Rows from a dataset of pages and code
++++++++++++++++++++

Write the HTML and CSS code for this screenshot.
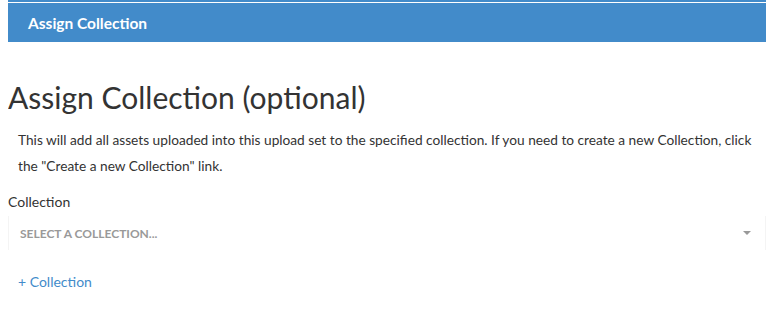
FILE: index.html
```html
<!DOCTYPE html>
<html lang="en">
  <head>
    <title>Assign Collection</title>
    <meta charset="UTF-8">
    <link rel="stylesheet" href="styles.css">
  </head>
  <body>
    <div class="panel">
      <div class="panel-title">Assign Collection</div>
    </div>

    <h1>Assign Collection (optional)</h1>
    <p class="help">This will add all assets uploaded into this upload set to the specified collection. If you need to create a new Collection, click the "Create a new Collection" link.</p>

    <label class="label">Collection</label>
    <div class="select">
      <span class="placeholder">Select a collection...</span>
      <span class="caret"></span>
    </div>

    <a class="add" href="#">+ Collection</a>
  </body>
</html>
```

FILE: styles.css
```css
body {
  margin: 0 5px 0 8px;
  font-family: Lato, "Open Sans", sans-serif;
  color: #333;
  background: white;
}

.panel {
  border-top: 2px solid #428bca;
  padding-top: 1px;
}

.panel-title {
  background: #428bca;
  color: white;
  font-weight: bold;
  font-size: 15.5px;
  height: 39px;
  line-height: 40px;
  padding-left: 20px;
}

h1 {
  font-weight: normal;
  font-size: 30px;
  margin: 37px 0 0 0;
  line-height: 36px;
}

.help {
  font-size: 13.7px;
  line-height: 26px;
  margin: 12px 0 0 10px;
}

.label {
  display: block;
  font-size: 14px;
  margin-top: 13px;
  line-height: 20px;
}

.select {
  display: flex;
  align-items: center;
  justify-content: space-between;
  height: 34px;
  margin-top: 4px;
  padding: 0 14px 0 11px;
  border-left: 1px solid #f4f4f4;
  border-right: 1px solid #f4f4f4;
}

.placeholder {
  text-transform: uppercase;
  font-weight: bold;
  font-size: 12px;
  color: #999;
}

.caret {
  width: 0;
  height: 0;
  border-left: 4px solid transparent;
  border-right: 4px solid transparent;
  border-top: 4px solid #999;
}

.add {
  display: inline-block;
  margin: 23px 0 0 10px;
  font-size: 14px;
  color: #428bca;
  text-decoration: none;
}
```
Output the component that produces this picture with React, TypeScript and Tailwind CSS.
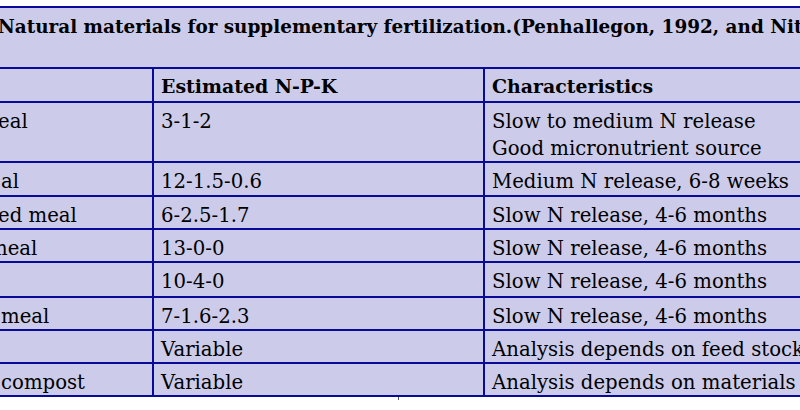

++++++++++++++++++++

* [Work instructions] Transcribe all the data word for word; the images stay out.

* [Task answer]
Write the HTML and CSS code for this screenshot.
FILE: index.html
```html
<!DOCTYPE html>
<html lang="en">
  <head>
    <title>Assign Collection</title>
    <meta charset="UTF-8">
    <link rel="stylesheet" href="styles.css">
  </head>
  <body>
    <div class="panel">
      <div class="panel-title">Assign Collection</div>
    </div>

    <h1>Assign Collection (optional)</h1>
    <p class="help">This will add all assets uploaded into this upload set to the specified collection. If you need to create a new Collection, click the "Create a new Collection" link.</p>

    <label class="label">Collection</label>
    <div class="select">
      <span class="placeholder">Select a collection...</span>
      <span class="caret"></span>
    </div>

    <a class="add" href="#">+ Collection</a>
  </body>
</html>
```

FILE: styles.css
```css
body {
  margin: 0 5px 0 8px;
  font-family: Lato, "Open Sans", sans-serif;
  color: #333;
  background: white;
}

.panel {
  border-top: 2px solid #428bca;
  padding-top: 1px;
}

.panel-title {
  background: #428bca;
  color: white;
  font-weight: bold;
  font-size: 15.5px;
  height: 39px;
  line-height: 40px;
  padding-left: 20px;
}

h1 {
  font-weight: normal;
  font-size: 30px;
  margin: 37px 0 0 0;
  line-height: 36px;
}

.help {
  font-size: 13.7px;
  line-height: 26px;
  margin: 12px 0 0 10px;
}

.label {
  display: block;
  font-size: 14px;
  margin-top: 13px;
  line-height: 20px;
}

.select {
  display: flex;
  align-items: center;
  justify-content: space-between;
  height: 34px;
  margin-top: 4px;
  padding: 0 14px 0 11px;
  border-left: 1px solid #f4f4f4;
  border-right: 1px solid #f4f4f4;
}

.placeholder {
  text-transform: uppercase;
  font-weight: bold;
  font-size: 12px;
  color: #999;
}

.caret {
  width: 0;
  height: 0;
  border-left: 4px solid transparent;
  border-right: 4px solid transparent;
  border-top: 4px solid #999;
}

.add {
  display: inline-block;
  margin: 23px 0 0 10px;
  font-size: 14px;
  color: #428bca;
  text-decoration: none;
}
```
Output the component that produces this picture with React, TypeScript and Tailwind CSS.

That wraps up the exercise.